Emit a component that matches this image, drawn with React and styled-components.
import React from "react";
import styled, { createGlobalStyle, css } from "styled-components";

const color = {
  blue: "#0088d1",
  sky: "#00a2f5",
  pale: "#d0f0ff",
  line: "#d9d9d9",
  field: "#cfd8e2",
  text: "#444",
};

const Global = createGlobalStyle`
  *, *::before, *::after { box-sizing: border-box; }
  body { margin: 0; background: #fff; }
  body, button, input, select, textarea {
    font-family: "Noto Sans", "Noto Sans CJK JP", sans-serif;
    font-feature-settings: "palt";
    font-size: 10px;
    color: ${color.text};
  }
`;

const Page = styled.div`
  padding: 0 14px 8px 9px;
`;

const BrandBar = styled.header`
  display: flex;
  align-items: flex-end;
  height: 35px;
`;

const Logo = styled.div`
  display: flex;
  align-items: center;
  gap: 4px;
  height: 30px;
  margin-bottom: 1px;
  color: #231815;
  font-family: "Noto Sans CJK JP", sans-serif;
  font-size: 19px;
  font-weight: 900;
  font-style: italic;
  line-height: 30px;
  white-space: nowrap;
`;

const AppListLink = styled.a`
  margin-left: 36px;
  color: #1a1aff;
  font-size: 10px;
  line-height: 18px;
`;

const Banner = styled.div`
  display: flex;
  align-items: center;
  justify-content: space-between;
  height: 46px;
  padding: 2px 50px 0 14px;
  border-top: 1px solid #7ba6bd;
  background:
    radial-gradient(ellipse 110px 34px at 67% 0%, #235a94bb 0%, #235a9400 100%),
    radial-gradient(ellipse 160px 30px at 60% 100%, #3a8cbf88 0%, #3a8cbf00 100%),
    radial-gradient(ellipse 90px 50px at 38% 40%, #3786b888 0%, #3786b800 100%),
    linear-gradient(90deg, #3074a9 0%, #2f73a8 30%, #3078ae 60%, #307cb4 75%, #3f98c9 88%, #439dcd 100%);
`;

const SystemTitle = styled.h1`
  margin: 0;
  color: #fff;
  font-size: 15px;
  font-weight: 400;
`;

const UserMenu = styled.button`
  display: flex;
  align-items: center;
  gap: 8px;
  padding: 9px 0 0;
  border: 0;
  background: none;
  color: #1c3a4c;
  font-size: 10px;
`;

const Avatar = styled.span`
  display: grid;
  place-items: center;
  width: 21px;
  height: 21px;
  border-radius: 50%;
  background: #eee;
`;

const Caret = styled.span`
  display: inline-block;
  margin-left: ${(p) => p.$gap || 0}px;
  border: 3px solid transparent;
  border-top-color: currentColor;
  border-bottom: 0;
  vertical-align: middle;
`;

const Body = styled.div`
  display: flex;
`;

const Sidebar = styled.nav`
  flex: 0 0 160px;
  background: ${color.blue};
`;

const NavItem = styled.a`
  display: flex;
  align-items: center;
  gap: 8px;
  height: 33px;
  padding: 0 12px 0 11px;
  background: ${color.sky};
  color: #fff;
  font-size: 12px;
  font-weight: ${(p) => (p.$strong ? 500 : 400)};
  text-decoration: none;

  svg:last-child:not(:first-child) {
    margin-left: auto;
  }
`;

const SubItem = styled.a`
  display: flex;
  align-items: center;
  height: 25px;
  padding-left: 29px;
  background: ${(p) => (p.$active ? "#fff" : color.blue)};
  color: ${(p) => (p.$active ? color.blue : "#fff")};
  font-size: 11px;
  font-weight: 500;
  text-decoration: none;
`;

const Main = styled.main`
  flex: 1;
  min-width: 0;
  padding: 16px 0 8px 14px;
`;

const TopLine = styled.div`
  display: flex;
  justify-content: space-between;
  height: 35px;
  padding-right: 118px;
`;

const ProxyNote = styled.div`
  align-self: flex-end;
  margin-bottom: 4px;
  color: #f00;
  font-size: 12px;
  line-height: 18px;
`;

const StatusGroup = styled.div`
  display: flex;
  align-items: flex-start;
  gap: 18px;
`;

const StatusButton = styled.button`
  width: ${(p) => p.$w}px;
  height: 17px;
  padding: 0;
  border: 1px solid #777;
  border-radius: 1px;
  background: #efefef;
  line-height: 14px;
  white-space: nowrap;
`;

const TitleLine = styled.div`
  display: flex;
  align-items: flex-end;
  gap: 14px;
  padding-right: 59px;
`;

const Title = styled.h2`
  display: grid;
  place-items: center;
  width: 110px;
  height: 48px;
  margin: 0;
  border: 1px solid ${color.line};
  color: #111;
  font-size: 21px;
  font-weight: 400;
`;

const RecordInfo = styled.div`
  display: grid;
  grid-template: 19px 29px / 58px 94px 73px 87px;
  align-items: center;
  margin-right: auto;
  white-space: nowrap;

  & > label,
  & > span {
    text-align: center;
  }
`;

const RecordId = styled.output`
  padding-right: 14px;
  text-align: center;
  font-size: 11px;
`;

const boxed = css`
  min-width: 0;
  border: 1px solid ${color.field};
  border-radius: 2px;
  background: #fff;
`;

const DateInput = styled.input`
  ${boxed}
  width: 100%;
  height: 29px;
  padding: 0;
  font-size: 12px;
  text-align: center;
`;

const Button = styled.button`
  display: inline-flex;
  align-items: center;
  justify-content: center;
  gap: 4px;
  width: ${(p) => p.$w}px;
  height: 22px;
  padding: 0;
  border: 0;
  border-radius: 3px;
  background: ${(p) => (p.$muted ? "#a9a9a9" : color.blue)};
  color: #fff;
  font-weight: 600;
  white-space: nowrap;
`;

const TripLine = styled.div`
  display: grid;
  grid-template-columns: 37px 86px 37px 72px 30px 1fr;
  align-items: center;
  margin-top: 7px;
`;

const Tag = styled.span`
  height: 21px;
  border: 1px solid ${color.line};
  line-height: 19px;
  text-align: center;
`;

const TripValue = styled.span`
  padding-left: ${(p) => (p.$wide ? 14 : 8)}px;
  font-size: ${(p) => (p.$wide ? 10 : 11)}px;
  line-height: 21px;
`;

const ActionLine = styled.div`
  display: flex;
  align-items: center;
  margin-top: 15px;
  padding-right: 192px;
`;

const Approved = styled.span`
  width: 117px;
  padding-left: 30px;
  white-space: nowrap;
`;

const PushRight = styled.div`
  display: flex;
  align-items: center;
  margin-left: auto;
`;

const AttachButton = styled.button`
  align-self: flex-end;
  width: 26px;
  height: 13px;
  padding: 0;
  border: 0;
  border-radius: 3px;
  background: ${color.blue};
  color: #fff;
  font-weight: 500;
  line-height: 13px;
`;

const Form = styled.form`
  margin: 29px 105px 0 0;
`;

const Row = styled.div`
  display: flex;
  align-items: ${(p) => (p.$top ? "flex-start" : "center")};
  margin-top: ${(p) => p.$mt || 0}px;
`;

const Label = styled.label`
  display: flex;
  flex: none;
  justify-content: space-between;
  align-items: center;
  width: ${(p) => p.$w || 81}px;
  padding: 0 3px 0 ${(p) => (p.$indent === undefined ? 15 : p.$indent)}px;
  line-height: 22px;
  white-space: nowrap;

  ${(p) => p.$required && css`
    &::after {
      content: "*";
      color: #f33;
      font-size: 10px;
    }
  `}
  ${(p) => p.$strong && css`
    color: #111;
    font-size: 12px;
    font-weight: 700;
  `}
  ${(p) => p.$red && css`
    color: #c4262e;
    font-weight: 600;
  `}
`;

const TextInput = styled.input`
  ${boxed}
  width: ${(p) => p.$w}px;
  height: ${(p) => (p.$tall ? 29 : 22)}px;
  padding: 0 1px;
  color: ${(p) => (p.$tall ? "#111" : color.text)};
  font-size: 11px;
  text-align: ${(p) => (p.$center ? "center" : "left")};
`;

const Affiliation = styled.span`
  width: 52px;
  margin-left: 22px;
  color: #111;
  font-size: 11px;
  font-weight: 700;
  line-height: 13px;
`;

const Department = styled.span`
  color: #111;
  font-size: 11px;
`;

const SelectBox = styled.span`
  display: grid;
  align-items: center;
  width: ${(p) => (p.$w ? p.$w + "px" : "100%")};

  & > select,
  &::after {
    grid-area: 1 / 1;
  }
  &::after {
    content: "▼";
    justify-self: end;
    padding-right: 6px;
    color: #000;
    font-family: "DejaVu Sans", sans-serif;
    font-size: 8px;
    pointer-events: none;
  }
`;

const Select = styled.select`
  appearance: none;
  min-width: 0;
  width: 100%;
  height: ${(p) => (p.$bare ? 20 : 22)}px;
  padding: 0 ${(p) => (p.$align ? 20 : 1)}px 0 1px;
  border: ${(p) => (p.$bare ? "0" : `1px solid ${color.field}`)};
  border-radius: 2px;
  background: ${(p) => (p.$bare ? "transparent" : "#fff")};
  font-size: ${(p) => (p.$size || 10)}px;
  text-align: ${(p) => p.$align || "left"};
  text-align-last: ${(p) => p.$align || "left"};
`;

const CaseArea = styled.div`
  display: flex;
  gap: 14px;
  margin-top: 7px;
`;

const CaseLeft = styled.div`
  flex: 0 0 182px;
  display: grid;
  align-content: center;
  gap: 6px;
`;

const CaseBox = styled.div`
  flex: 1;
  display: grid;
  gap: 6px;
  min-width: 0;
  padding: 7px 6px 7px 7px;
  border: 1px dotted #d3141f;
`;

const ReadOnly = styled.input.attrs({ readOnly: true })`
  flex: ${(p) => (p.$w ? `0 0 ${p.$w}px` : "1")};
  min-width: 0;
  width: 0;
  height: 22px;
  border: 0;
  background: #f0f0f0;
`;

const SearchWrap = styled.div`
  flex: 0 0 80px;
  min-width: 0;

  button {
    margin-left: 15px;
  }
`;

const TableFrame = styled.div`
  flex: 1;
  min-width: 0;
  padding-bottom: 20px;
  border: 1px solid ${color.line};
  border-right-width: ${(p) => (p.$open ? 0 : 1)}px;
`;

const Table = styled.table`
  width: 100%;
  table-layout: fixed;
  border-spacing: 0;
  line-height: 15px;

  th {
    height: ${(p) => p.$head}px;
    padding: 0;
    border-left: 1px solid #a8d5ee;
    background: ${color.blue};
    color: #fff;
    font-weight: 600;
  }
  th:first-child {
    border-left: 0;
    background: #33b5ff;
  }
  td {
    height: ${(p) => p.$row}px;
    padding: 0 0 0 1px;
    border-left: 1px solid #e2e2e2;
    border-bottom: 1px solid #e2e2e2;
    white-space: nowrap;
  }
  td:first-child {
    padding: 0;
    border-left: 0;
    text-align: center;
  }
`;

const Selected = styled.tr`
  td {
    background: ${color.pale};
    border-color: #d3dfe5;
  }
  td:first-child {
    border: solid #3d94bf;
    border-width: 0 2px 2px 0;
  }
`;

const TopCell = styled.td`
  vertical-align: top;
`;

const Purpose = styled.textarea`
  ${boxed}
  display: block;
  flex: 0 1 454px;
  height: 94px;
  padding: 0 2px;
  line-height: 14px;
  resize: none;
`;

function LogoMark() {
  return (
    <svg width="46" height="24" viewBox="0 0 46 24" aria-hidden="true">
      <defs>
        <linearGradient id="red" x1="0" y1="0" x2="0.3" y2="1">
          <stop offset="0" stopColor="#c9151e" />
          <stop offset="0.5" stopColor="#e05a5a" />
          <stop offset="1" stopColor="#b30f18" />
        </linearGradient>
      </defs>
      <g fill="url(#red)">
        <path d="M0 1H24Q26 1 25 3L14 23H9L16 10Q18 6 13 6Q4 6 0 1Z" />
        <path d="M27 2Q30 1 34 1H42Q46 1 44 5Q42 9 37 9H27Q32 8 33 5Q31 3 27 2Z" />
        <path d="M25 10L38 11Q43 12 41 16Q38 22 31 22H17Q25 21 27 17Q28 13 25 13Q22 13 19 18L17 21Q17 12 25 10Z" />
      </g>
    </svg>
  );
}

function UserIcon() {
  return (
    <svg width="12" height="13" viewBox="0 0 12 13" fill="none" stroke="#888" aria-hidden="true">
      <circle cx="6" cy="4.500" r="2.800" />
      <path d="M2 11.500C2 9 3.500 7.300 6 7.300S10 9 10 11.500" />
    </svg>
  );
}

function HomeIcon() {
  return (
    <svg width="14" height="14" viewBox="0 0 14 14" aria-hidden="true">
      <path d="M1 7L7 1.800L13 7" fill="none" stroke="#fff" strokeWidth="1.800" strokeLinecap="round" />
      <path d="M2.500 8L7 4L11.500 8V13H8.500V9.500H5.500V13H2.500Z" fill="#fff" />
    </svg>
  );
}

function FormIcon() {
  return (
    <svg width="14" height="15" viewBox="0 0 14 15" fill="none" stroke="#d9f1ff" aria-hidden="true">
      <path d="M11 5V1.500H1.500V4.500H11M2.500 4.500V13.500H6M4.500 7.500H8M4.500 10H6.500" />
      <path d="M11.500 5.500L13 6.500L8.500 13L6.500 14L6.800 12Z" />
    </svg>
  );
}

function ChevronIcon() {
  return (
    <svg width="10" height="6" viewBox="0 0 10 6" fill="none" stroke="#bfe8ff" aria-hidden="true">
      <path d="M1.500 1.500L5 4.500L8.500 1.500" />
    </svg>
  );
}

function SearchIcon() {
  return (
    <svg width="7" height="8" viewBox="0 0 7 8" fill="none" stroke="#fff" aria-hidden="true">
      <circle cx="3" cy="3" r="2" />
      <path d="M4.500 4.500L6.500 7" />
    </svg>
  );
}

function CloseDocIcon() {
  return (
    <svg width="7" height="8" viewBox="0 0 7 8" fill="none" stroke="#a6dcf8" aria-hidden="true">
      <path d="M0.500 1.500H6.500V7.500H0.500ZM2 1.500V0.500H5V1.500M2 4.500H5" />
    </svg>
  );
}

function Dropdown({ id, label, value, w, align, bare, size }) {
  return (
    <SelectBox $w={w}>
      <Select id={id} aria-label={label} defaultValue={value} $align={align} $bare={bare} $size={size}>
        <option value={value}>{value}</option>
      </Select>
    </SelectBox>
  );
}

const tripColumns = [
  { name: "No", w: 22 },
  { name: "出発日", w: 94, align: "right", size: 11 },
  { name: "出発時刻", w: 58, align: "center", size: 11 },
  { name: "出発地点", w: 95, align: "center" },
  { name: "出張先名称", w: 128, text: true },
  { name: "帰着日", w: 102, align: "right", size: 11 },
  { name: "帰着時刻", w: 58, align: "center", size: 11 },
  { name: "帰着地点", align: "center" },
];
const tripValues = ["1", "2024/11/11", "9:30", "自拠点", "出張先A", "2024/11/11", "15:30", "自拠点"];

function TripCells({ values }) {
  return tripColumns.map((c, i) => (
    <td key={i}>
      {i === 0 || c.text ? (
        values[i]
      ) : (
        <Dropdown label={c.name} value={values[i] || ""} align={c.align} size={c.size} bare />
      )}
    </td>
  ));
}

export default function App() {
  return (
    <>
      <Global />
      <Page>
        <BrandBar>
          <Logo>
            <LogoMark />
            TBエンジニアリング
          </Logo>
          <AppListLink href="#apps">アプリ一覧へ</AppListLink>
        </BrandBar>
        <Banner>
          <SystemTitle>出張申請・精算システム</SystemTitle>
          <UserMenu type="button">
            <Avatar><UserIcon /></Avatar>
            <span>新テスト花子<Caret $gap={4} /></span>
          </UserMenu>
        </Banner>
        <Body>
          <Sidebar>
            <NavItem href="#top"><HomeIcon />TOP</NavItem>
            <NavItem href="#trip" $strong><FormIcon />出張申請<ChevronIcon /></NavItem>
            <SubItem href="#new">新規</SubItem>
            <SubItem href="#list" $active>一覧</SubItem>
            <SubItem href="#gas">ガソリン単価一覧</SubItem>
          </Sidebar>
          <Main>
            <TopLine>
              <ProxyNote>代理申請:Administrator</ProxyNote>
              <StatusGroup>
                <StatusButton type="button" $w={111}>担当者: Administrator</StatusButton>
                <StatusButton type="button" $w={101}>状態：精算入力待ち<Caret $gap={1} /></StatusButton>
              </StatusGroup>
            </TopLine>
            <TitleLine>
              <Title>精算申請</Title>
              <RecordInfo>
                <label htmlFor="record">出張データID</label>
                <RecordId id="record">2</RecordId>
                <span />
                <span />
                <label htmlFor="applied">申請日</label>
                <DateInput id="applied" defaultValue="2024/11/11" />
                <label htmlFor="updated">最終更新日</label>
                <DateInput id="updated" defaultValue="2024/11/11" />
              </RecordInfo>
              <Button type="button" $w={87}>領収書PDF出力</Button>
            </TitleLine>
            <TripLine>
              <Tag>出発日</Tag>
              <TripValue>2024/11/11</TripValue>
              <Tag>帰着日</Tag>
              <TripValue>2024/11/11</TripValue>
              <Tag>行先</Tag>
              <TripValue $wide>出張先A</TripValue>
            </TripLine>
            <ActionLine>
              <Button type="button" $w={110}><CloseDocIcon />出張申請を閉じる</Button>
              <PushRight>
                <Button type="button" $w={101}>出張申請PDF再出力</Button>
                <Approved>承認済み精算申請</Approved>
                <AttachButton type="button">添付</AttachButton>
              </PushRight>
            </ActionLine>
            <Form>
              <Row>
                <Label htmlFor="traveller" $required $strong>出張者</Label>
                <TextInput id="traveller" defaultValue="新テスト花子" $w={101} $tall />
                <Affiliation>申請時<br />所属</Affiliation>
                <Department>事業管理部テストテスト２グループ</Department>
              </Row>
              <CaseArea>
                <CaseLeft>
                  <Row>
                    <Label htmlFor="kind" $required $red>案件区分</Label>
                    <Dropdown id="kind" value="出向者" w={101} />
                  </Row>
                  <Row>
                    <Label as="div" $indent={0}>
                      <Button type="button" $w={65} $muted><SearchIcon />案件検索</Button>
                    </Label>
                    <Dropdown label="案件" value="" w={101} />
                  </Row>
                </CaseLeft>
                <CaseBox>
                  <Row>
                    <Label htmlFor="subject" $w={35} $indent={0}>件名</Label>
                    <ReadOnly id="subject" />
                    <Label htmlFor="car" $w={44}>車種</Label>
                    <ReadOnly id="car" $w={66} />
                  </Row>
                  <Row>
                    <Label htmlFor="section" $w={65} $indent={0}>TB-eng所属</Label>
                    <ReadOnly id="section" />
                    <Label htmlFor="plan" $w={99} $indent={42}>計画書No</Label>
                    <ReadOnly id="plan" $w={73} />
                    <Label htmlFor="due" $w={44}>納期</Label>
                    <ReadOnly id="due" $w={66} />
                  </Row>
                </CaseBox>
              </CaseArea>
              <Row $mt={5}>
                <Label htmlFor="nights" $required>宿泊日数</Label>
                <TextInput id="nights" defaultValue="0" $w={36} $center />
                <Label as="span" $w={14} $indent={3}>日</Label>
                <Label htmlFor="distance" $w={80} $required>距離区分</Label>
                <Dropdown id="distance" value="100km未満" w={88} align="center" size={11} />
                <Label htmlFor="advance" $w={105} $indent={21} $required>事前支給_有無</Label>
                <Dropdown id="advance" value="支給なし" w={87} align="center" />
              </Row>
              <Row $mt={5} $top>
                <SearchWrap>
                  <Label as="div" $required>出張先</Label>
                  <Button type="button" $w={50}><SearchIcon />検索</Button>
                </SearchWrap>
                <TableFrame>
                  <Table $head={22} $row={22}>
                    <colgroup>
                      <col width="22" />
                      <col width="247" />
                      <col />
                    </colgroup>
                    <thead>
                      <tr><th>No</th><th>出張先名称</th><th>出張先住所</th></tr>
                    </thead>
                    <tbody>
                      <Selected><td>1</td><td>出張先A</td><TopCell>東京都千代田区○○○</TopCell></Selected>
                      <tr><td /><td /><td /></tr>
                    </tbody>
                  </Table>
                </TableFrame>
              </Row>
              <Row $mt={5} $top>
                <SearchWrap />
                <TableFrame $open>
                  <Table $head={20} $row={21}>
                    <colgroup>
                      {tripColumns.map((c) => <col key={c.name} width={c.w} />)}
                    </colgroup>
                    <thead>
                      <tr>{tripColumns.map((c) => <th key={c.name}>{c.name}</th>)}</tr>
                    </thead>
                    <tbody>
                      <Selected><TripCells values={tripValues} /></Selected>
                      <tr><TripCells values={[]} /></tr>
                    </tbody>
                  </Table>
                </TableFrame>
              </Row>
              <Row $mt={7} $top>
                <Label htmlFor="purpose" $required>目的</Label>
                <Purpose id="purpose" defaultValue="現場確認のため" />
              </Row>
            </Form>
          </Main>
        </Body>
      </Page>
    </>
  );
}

+===+

[WHAT THE TASK ASKS]: Find the word "React" in the material, then list each line that holds it.

[OUTPUT OF THE TASK]:
Emit a component that matches this image, drawn with React and styled-components.
import React from "react";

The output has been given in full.